▶ _Task brief_: Copy the listing below in full and skip every picture.
___ Source data ___
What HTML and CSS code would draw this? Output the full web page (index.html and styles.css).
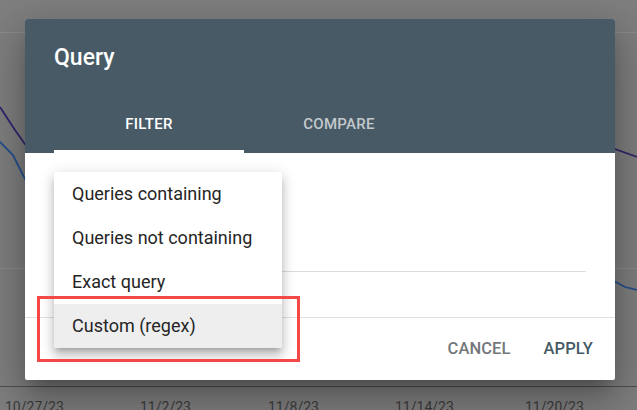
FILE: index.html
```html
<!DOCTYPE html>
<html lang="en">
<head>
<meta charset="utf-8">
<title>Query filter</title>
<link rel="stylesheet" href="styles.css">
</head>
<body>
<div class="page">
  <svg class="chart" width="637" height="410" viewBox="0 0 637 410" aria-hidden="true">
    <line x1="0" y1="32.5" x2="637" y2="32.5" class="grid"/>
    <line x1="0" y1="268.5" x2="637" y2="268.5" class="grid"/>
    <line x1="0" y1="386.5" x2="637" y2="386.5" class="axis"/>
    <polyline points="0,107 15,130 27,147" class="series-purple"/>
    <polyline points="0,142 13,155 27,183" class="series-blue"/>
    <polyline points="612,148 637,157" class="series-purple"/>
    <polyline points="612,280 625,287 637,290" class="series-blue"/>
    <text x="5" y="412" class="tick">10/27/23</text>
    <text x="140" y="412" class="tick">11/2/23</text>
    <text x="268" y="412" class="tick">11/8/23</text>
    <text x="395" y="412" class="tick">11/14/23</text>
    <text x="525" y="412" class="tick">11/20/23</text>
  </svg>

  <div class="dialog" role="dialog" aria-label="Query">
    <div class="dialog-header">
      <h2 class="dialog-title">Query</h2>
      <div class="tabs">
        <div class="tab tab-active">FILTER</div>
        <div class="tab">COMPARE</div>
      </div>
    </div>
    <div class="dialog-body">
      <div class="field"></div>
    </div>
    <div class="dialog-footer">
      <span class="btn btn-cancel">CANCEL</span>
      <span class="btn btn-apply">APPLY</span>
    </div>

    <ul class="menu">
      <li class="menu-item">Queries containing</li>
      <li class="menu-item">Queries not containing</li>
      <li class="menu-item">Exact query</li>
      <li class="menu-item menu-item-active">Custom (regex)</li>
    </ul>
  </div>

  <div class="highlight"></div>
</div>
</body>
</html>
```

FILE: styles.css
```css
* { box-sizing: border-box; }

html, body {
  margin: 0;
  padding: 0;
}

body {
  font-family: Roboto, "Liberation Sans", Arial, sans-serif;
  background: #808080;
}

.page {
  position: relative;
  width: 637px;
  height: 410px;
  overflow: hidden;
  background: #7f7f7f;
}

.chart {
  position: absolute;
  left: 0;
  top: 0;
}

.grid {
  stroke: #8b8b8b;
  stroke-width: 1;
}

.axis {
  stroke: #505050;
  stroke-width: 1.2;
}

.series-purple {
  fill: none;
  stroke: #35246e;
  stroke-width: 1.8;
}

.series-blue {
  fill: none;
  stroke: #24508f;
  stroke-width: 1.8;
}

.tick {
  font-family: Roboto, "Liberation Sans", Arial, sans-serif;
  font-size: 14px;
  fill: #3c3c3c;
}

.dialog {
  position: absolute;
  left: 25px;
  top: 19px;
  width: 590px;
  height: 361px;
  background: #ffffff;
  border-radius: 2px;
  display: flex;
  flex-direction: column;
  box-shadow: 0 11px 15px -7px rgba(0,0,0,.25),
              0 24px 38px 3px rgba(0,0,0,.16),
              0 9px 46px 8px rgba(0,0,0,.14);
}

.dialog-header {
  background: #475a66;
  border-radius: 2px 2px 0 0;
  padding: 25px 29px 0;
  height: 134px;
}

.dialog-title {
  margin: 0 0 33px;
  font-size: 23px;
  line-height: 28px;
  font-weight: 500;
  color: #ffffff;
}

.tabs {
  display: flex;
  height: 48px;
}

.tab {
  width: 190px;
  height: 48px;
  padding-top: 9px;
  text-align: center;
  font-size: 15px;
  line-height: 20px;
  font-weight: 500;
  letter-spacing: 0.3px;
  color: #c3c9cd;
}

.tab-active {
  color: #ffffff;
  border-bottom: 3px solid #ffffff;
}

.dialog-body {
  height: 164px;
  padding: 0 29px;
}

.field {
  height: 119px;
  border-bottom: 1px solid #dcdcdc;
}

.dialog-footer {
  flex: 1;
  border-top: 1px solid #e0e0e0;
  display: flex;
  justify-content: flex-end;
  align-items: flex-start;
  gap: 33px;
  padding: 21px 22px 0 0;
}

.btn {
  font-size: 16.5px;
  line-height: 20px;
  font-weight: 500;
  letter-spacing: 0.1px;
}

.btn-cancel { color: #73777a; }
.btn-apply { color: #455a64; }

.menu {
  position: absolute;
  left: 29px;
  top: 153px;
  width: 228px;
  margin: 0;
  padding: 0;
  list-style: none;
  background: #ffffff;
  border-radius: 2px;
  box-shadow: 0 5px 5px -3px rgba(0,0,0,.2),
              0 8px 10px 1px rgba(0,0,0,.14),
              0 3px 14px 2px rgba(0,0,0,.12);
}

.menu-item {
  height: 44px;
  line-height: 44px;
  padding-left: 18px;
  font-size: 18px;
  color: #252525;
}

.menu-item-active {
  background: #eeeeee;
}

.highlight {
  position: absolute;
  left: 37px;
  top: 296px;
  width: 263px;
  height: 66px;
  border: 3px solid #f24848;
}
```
___
▶ _Result of this task_:
What HTML and CSS code would draw this? Output the full web page (index.html and styles.css).
FILE: index.html
```html
<!DOCTYPE html>
<html lang="en">
<head>
<meta charset="utf-8">
<title>Query filter</title>
<link rel="stylesheet" href="styles.css">
</head>
<body>
<div class="page">
  <svg class="chart" width="637" height="410" viewBox="0 0 637 410" aria-hidden="true">
    <line x1="0" y1="32.5" x2="637" y2="32.5" class="grid"/>
    <line x1="0" y1="268.5" x2="637" y2="268.5" class="grid"/>
    <line x1="0" y1="386.5" x2="637" y2="386.5" class="axis"/>
    <polyline points="0,107 15,130 27,147" class="series-purple"/>
    <polyline points="0,142 13,155 27,183" class="series-blue"/>
    <polyline points="612,148 637,157" class="series-purple"/>
    <polyline points="612,280 625,287 637,290" class="series-blue"/>
    <text x="5" y="412" class="tick">10/27/23</text>
    <text x="140" y="412" class="tick">11/2/23</text>
    <text x="268" y="412" class="tick">11/8/23</text>
    <text x="395" y="412" class="tick">11/14/23</text>
    <text x="525" y="412" class="tick">11/20/23</text>
  </svg>

  <div class="dialog" role="dialog" aria-label="Query">
    <div class="dialog-header">
      <h2 class="dialog-title">Query</h2>
      <div class="tabs">
        <div class="tab tab-active">FILTER</div>
        <div class="tab">COMPARE</div>
      </div>
    </div>
    <div class="dialog-body">
      <div class="field"></div>
    </div>
    <div class="dialog-footer">
      <span class="btn btn-cancel">CANCEL</span>
      <span class="btn btn-apply">APPLY</span>
    </div>

    <ul class="menu">
      <li class="menu-item">Queries containing</li>
      <li class="menu-item">Queries not containing</li>
      <li class="menu-item">Exact query</li>
      <li class="menu-item menu-item-active">Custom (regex)</li>
    </ul>
  </div>

  <div class="highlight"></div>
</div>
</body>
</html>
```

FILE: styles.css
```css
* { box-sizing: border-box; }

html, body {
  margin: 0;
  padding: 0;
}

body {
  font-family: Roboto, "Liberation Sans", Arial, sans-serif;
  background: #808080;
}

.page {
  position: relative;
  width: 637px;
  height: 410px;
  overflow: hidden;
  background: #7f7f7f;
}

.chart {
  position: absolute;
  left: 0;
  top: 0;
}

.grid {
  stroke: #8b8b8b;
  stroke-width: 1;
}

.axis {
  stroke: #505050;
  stroke-width: 1.2;
}

.series-purple {
  fill: none;
  stroke: #35246e;
  stroke-width: 1.8;
}

.series-blue {
  fill: none;
  stroke: #24508f;
  stroke-width: 1.8;
}

.tick {
  font-family: Roboto, "Liberation Sans", Arial, sans-serif;
  font-size: 14px;
  fill: #3c3c3c;
}

.dialog {
  position: absolute;
  left: 25px;
  top: 19px;
  width: 590px;
  height: 361px;
  background: #ffffff;
  border-radius: 2px;
  display: flex;
  flex-direction: column;
  box-shadow: 0 11px 15px -7px rgba(0,0,0,.25),
              0 24px 38px 3px rgba(0,0,0,.16),
              0 9px 46px 8px rgba(0,0,0,.14);
}

.dialog-header {
  background: #475a66;
  border-radius: 2px 2px 0 0;
  padding: 25px 29px 0;
  height: 134px;
}

.dialog-title {
  margin: 0 0 33px;
  font-size: 23px;
  line-height: 28px;
  font-weight: 500;
  color: #ffffff;
}

.tabs {
  display: flex;
  height: 48px;
}

.tab {
  width: 190px;
  height: 48px;
  padding-top: 9px;
  text-align: center;
  font-size: 15px;
  line-height: 20px;
  font-weight: 500;
  letter-spacing: 0.3px;
  color: #c3c9cd;
}

.tab-active {
  color: #ffffff;
  border-bottom: 3px solid #ffffff;
}

.dialog-body {
  height: 164px;
  padding: 0 29px;
}

.field {
  height: 119px;
  border-bottom: 1px solid #dcdcdc;
}

.dialog-footer {
  flex: 1;
  border-top: 1px solid #e0e0e0;
  display: flex;
  justify-content: flex-end;
  align-items: flex-start;
  gap: 33px;
  padding: 21px 22px 0 0;
}

.btn {
  font-size: 16.5px;
  line-height: 20px;
  font-weight: 500;
  letter-spacing: 0.1px;
}

.btn-cancel { color: #73777a; }
.btn-apply { color: #455a64; }

.menu {
  position: absolute;
  left: 29px;
  top: 153px;
  width: 228px;
  margin: 0;
  padding: 0;
  list-style: none;
  background: #ffffff;
  border-radius: 2px;
  box-shadow: 0 5px 5px -3px rgba(0,0,0,.2),
              0 8px 10px 1px rgba(0,0,0,.14),
              0 3px 14px 2px rgba(0,0,0,.12);
}

.menu-item {
  height: 44px;
  line-height: 44px;
  padding-left: 18px;
  font-size: 18px;
  color: #252525;
}

.menu-item-active {
  background: #eeeeee;
}

.highlight {
  position: absolute;
  left: 37px;
  top: 296px;
  width: 263px;
  height: 66px;
  border: 3px solid #f24848;
}
```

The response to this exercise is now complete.